Une juge vient d'ordonner à la Ville de Montréal de verser 4000$ à un cycliste qu'un policier a poursuivi jusque chez lui, revolver au poing, et a blessé au nez. Le cycliste n'avait pas de phare blanc à l'avant de son vélo et le policier croyait, à tort, qu'il s'agissait d'un voleur.

Le 23 février 2008, Marc-David Andrade revient d'un voyage en vélo à la Martinique. Il atterrit à l'aéroport Montréal-Trudeau en fin de soirée, prend son sac à dos et son vélo et se dirige chez lui, à Senneville, en pédalant. Il fait 7° au-dessous de zéro. En arrivant près de chez lui, il croise une fourgonnette de la police de Montréal, conduite par le policier Mario Richard.

M. Richard fait demi-tour pour le rejoindre et allume ses gyrophares. Ignorant que c'est lui qui est interpellé, M. Andrade poursuit sa route et tourne dans sa rue. M. Richard l'arrête. Le cycliste lui présente son passeport, mais le policier refuse de le prendre. Il appelle plutôt des renforts.

M. Andrade entre chez lui par la porte arrière, désactive le système d'alarme et laisse choir son sac à dos sur le plancher de la cuisine.

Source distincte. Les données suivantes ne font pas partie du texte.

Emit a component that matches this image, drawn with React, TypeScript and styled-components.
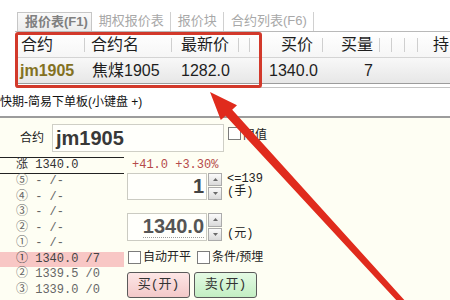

«Le policier tente d'entrer à son tour - il a une arme à la main - et, en donnant un coup de pied dans la porte pour l'ouvrir, il blesse M. Andrade au nez. Celui-ci se met à saigner abondamment. Les photos annexées à sa mise en demeure montrent très bien sa blessure», écrit la juge Suzanne Vadboncoeur, de la Cour du Québec, dans un jugement rendu mercredi dernier.

Une fois les renforts arrivés, M. Richard ordonne à M. Andrade de sortir de sa maison. Le cycliste remet son passeport à une policière. Des agents lui passent les menottes et vident son sac à dos sur la chaussée. Ils semblent douter de son identité. Au bout du compte, ils ne trouvent que ses effets personnels et des vêtements.

Finalement, les policiers lui enlèvent les menottes et s'en vont, sans s'excuser. Un voisin, témoin de la scène, vient réconforter M. Andrade et prend des photos de sa blessure. Le cycliste envoie un avis de réclamation de 7000$ en dommages pour blessures ainsi que pour détention et fouille abusives. Trois mois plus tard, il reçoit un avis d'infraction parce que son vélo n'était pas muni d'un phare blanc à l'avant.

«Détention arbitraire»

La juge Vadboncoeur affirme que M. Andrade a été victime «d'une détention tout à fait arbitraire». «Mario Richard (le policier) a agi de façon déraisonnable en refusant de prendre connaissance du passeport (...) en le menaçant de son arme et en le forçant à être dehors à une température très froide plutôt que de l'interroger à l'intérieur de sa maison, écrit-elle. Étant superviseur, il a aussi permis que le demandeur soit menotté par ses collègues arrivés en renfort.»

«Les policiers, ajoute-t-elle, ont commis une faute en procédant à une fouille abusive du sac à dos à l'extérieur, sur la chaussée, alors que ce dernier voulait prouver son identité en leur montrant son adresse domiciliaire qui figurait à la page 4 de son passeport, que ceux-ci refusaient obstinément de voir.»

Une infraction mineure au Code de la sécurité routière «ne justifiait certainement pas une détention», indique la juge, qui cite des articles de la Charte des droits: «Nul ne peut faire l'objet de saisies, perquisitions ou fouilles abusives; toute personne arrêtée ou détenue doit être traitée avec humanité et avec le respect dû à la personne humaine.»

«Le Tribunal comprend l'indignation et la frustration du demandeur, conclut-elle, mais il considère qu'une somme de 3000$ serait plus raisonnable dans les circonstances, plus 1000$ en dommages punitifs reliés à la violation des droits protégés par les chartes.»